CLÓVIS ROSSI
Diplomacia brasileira não pode cometer o erro de tomar partido em uma Venezuela rachada ao meio
No finalzinho de 2002, Luiz Inácio Lula da Silva, então presidente eleito, mas ainda não empossado, enviou a Caracas o seu futuro assessor diplomático, Marco Aurélio Garcia, para um esforço de conciliação em um momento em que o país parecia caminhar para uma guerra civil.
É bom lembrar que, meses antes, Hugo Chávez havia sido deposto por um golpe de efêmera duração, claro indicativo do grau de exacerbação a que chegara o país.
Graças à gestão de Marco Aurélio, criou-se um grupo chamado de Amigos da Venezuela, que foi essencial para amortecer a crise.
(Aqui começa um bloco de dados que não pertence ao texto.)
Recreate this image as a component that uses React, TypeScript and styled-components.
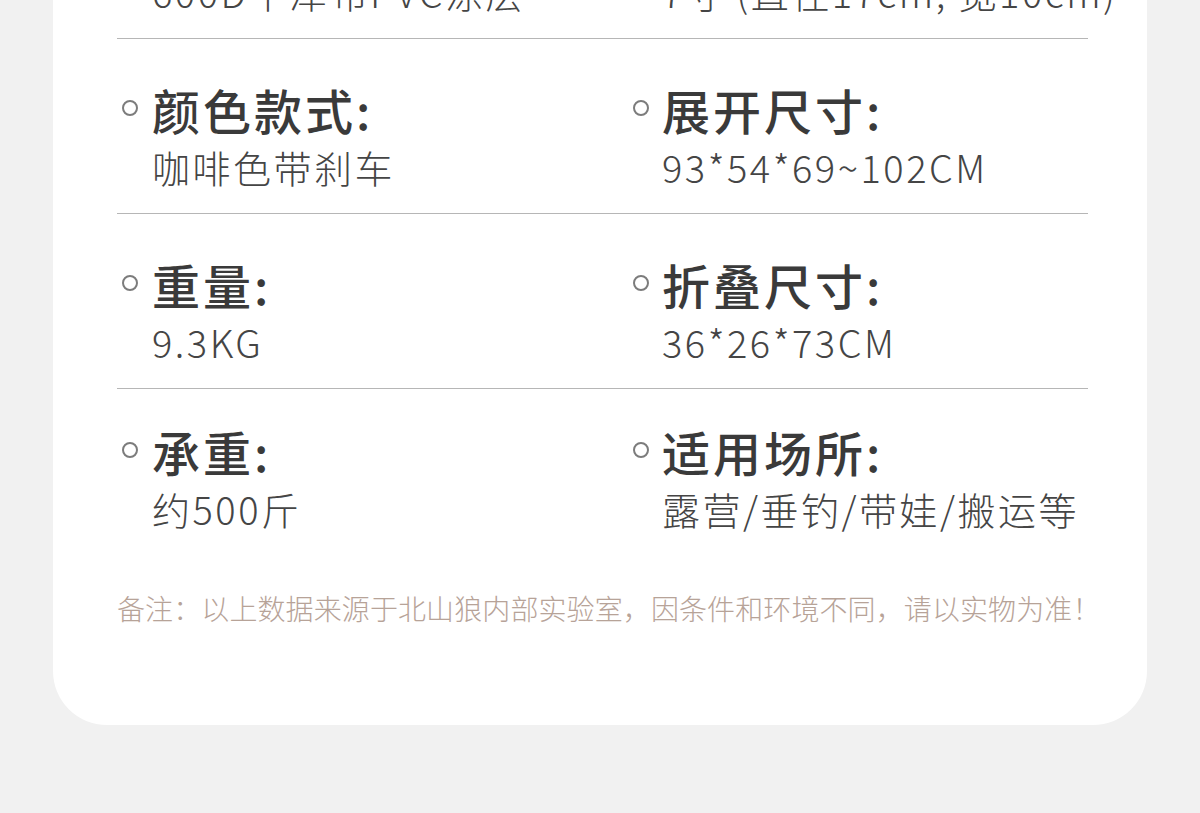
import React from 'react';
import styled, { createGlobalStyle } from 'styled-components';

const GlobalStyle = createGlobalStyle`
  html, body {
    margin: 0;
    padding: 0;
    background: #f1f1f1;
  }
  body {
    font-family: 'Noto Sans CJK SC', 'Noto Sans', sans-serif;
    overflow: hidden;
  }
`;

// the page is scrolled: the top of the spec card lies above the window
const Page = styled.div`
  margin-top: -136px;
  padding: 0 53px 88px;
`;

const Card = styled.section`
  background: #ffffff;
  border-radius: 0 0 54px 54px;
  padding: 0 59px 100px 64px;
`;

const SpecRow = styled.div`
  display: grid;
  grid-template-columns: 513px 1fr;
  padding: 42px 0 23px;
  border-bottom: 1px solid #b6b6b6;

  &:last-of-type {
    border-bottom: none;
    padding: 34px 0 0;
  }
`;

const SpecCell = styled.div<{ $col: 'left' | 'right' }>`
  display: grid;
  grid-template-columns: 16px 1fr;
  column-gap: ${({ $col }) => ($col === 'left' ? 14 : 13)}px;
  padding-left: ${({ $col }) => ($col === 'left' ? 5 : 3)}px;
  align-items: center;
`;

const Bullet = styled.span`
  width: 16px;
  height: 16px;
  box-sizing: border-box;
  border: 2px solid #7c7c7c;
  border-radius: 50%;
  margin-top: -3px;
`;

const Label = styled.div`
  font-size: 48px;
  font-weight: 500;
  line-height: 57px;
  letter-spacing: 3px;
  color: #3a3a3a;
`;

const Value = styled.div`
  grid-column: 2;
  margin-top: 6px;
  font-size: 38px;
  font-weight: 300;
  line-height: 46px;
  letter-spacing: 2.5px;
  color: #454545;
  white-space: nowrap;
`;

const Note = styled.p`
  margin: 59px 0 0;
  font-size: 28px;
  font-weight: 300;
  line-height: 34px;
  letter-spacing: 0.1px;
  text-align: center;
  color: #b7a398;
  white-space: nowrap;
`;

type Spec = { label: string; value: string };

const ROWS: [Spec, Spec][] = [
  [
    { label: '面料材质:', value: '600D牛津布PVC涂层' },
    { label: '轮子尺寸:', value: '7寸 (直径17cm, 宽10cm)' },
  ],
  [
    { label: '颜色款式:', value: '咖啡色带刹车' },
    { label: '展开尺寸:', value: '93*54*69~102CM' },
  ],
  [
    { label: '重量:', value: '9.3KG' },
    { label: '折叠尺寸:', value: '36*26*73CM' },
  ],
  [
    { label: '承重:', value: '约500斤' },
    { label: '适用场所:', value: '露营/垂钓/带娃/搬运等' },
  ],
];

function SpecItem({ spec, col }: { spec: Spec; col: 'left' | 'right' }) {
  return (
    <SpecCell $col={col}>
      <Bullet />
      <Label>{spec.label}</Label>
      <Value>{spec.value}</Value>
    </SpecCell>
  );
}

export default function App() {
  return (
    <>
      <GlobalStyle />
      <Page>
        <Card>
          {ROWS.map(([a, b]) => (
            <SpecRow key={a.label}>
              <SpecItem spec={a} col="left" />
              <SpecItem spec={b} col="right" />
            </SpecRow>
          ))}
          <Note>备注：以上数据来源于北山狼内部实验室，因条件和环境不同，请以实物为准！</Note>
        </Card>
      </Page>
    </>
  );
}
Onze anos depois, a situação na Venezuela voltou ao ponto de ebulição, o que sugere que Marco Aurélio poderia ser de novo convocado para uma discreta missão moderadora. Afinal, tudo o que não interessa ao Brasil é mais turbulência em sua fronteira norte ou dar cego apoio ao regime chavista.
Antes de mais nada, é preciso aceitar que a Venezuela rachou ao meio. O resultado eleitoral do ano passado (50,6% para Nicolás Maduro contra 49,12% para o oposicionista Henrique Capriles) é definitivo a esse respeito.
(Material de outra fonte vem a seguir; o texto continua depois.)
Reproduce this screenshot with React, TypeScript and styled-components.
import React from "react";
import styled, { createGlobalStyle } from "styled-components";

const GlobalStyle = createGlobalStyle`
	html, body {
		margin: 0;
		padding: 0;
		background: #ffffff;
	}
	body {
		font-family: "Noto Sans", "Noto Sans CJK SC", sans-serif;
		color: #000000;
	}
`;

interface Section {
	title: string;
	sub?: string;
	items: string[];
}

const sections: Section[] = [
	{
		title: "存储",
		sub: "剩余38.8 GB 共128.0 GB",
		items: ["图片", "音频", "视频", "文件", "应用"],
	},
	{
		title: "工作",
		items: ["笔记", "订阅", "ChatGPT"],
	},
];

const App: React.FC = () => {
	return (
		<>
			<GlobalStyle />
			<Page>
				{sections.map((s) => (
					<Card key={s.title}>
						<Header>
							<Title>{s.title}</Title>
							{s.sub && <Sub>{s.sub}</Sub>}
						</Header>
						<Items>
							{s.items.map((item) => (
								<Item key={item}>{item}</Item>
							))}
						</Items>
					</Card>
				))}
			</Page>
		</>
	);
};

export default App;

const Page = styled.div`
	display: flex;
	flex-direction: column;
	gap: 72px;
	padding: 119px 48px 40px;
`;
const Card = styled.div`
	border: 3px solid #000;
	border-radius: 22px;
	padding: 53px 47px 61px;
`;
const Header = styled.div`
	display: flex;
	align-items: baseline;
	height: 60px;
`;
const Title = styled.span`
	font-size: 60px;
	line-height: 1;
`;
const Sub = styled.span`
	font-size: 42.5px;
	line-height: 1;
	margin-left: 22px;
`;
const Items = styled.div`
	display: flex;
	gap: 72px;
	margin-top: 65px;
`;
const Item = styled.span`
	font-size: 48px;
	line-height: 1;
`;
Trabalhar só com o chavismo seria, assim, dar às costas à metade da população venezuelana, erro que nenhum país sério pode cometer.
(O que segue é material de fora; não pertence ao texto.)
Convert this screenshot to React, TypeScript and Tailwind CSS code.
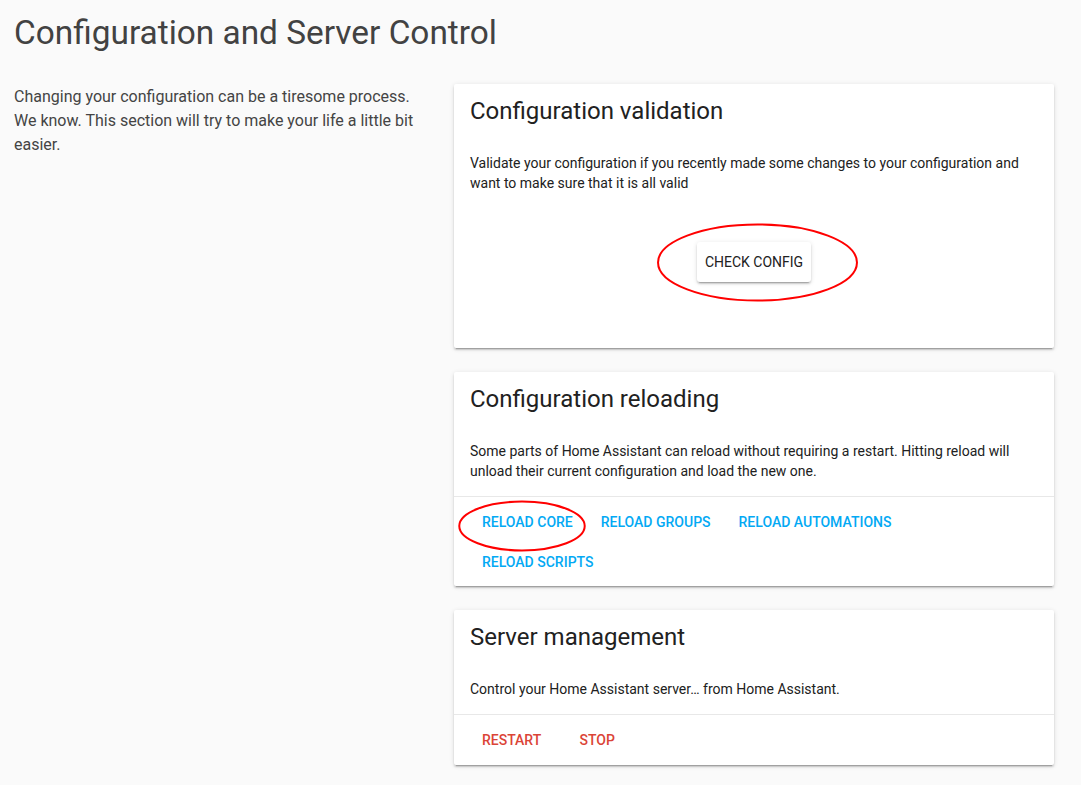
import React from 'react';

// ── Shared bits ───────────────────────────────────────────────────────────────

const CARD = 'relative bg-white rounded-[2px] shadow-[0_2px_2px_0_rgba(0,0,0,0.14),0_1px_5px_0_rgba(0,0,0,0.12),0_3px_1px_-2px_rgba(0,0,0,0.2)]';

function CardHeader({ children }: { children: React.ReactNode }) {
  return (
    <div className="px-4 pt-[11px] pb-[10px] text-2xl leading-8 text-[#212121]">
      {children}
    </div>
  );
}

function CardText({ children }: { children: React.ReactNode }) {
  return <div className="px-4 pt-4 pb-[15px] text-sm leading-5 text-[#212121]">{children}</div>;
}

function FlatButton({ label, tone }: { label: string; tone: 'blue' | 'red' }) {
  return (
    <button
      className={
        'h-[38px] min-w-[72px] px-2 pt-[2px] text-center text-sm font-medium uppercase ' +
        (tone === 'blue' ? 'text-[#03a9f4]' : 'text-[#db4437]')
      }
    >
      {label}
    </button>
  );
}

// red marker ellipse drawn over the screenshot
function Ring({ className }: { className: string }) {
  return (
    <svg className={'absolute pointer-events-none ' + className} viewBox="0 0 100 100" preserveAspectRatio="none">
      <ellipse cx="50" cy="50" rx="49" ry="47" fill="none" stroke="#ff0000" strokeWidth="2" vectorEffect="non-scaling-stroke" />
    </svg>
  );
}

// ── Page ──────────────────────────────────────────────────────────────────────

export default function App() {
  return (
    <div className="min-h-screen bg-[#fafafa] px-[14px] pt-[13px] pb-5 font-['Roboto',sans-serif]">
      <h1 className="text-[33.4px] leading-[40px] font-normal text-[#424242]">
        Configuration and Server Control
      </h1>

      <div className="mt-[31px] flex">
        <p className="w-[416px] shrink-0 pt-px text-base leading-6 text-[#444444]">
          Changing your configuration can be a tiresome process. We know. This section will try to make your life a little bit easier.
        </p>

        <div className="ml-6 flex w-[600px] flex-col gap-6">
          {/* ── Configuration validation ─────────────────────────── */}
          <div className={CARD}>
            <CardHeader>Configuration validation</CardHeader>
            <CardText>
              Validate your configuration if you recently made some changes to your configuration and want to make sure that it is all valid
            </CardText>
            <div className="relative flex justify-center pt-[34px] pb-[66px]">
              <button className="h-10 rounded-[3px] bg-white px-2 text-sm uppercase text-[#212121] shadow-[0_2px_2px_0_rgba(0,0,0,0.14),0_1px_5px_0_rgba(0,0,0,0.12),0_3px_1px_-2px_rgba(0,0,0,0.2)]">
                Check config
              </button>
              <Ring className="left-[202px] top-[14px] h-[81px] w-[203px]" />
            </div>
          </div>

          {/* ── Configuration reloading ──────────────────────────── */}
          <div className={CARD}>
            <CardHeader>Configuration reloading</CardHeader>
            <CardText>
              Some parts of Home Assistant can reload without requiring a restart. Hitting reload will unload their current configuration and load the new one.
            </CardText>
            <div className="relative flex flex-wrap gap-x-3 gap-y-[2px] border-t border-[#e8e8e8] pl-5 pr-5 pt-[5px] pb-[6px]">
              <FlatButton label="Reload core" tone="blue" />
              <FlatButton label="Reload groups" tone="blue" />
              <FlatButton label="Reload automations" tone="blue" />
              <FlatButton label="Reload scripts" tone="blue" />
              <Ring className="left-[4px] top-[3px] h-[52px] w-[128px]" />
            </div>
          </div>

          {/* ── Server management ────────────────────────────────── */}
          <div className={CARD}>
            <CardHeader>Server management</CardHeader>
            <CardText>Control your Home Assistant server… from Home Assistant.</CardText>
            <div className="flex flex-wrap gap-x-3 border-t border-[#e8e8e8] pl-5 pr-5 pt-[5px] pb-[7px]">
              <FlatButton label="Restart" tone="red" />
              <FlatButton label="Stop" tone="red" />
            </div>
          </div>
        </div>
      </div>
    </div>
  );
}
Convém, portanto, ser cauteloso em relação à prisão do líder opositor Leopoldo López. Como diz José Miguel Vivanco, da respeitada ONG Human Rights Watch, "até o momento, as autoridades não apresentaram nenhuma prova séria para sustentar as acusações contra Leopoldo López, apenas insultos e teorias de complô".
Não que a oposição faça muito diferente. O quadro no país é bem descrito por Rogélio Núñez, do site Infolatam, para quem "chavistas e antichavistas foram escalando seu ódio mútuo, a ponto de o rival se converter em inimigo irreconciliável, não em alternativa de governo".
O problema é que quem tem a força é o governo, que pode transformar seu ódio em perseguição.
Acusar López pelas mortes nas manifestações da semana passada é ignorar as evidências de que pelo menos duas delas podem ter sido obra de agentes do Serviço Bolivariano de Inteligência, conforme vídeos divulgados pelo jornal "Últimas Notícias".
Não por acaso, o chefe do Sebin, general Manuel Bernal, acaba de ser destituído.
Uma discreta gestão brasileira deveria incluir um palpite forte: a dramática situação econômica na Venezuela só começará a ser corrigida se o governo dialogar com o setor privado. Afinal, este ainda é majoritário (responde por 58,2% do Produto Interno Bruto, segundo dados de 2012), apesar do avanço do Estado nos anos Chávez.
Suspeito que nem o governo cubano, que pôs em marcha reformas capitalistas, recomendaria a seu amigo Maduro que adote o caminho oposto e estatize o que resta do setor privado. Só desvairados poderiam supor que o socialismo do século 21, se imitasse o do século 20, chegaria a resultados diferentes.
Fracassaria do mesmo modo.
Se o governo brasileiro quer ajudar Maduro, melhor dizer-lhe verdades óbvias.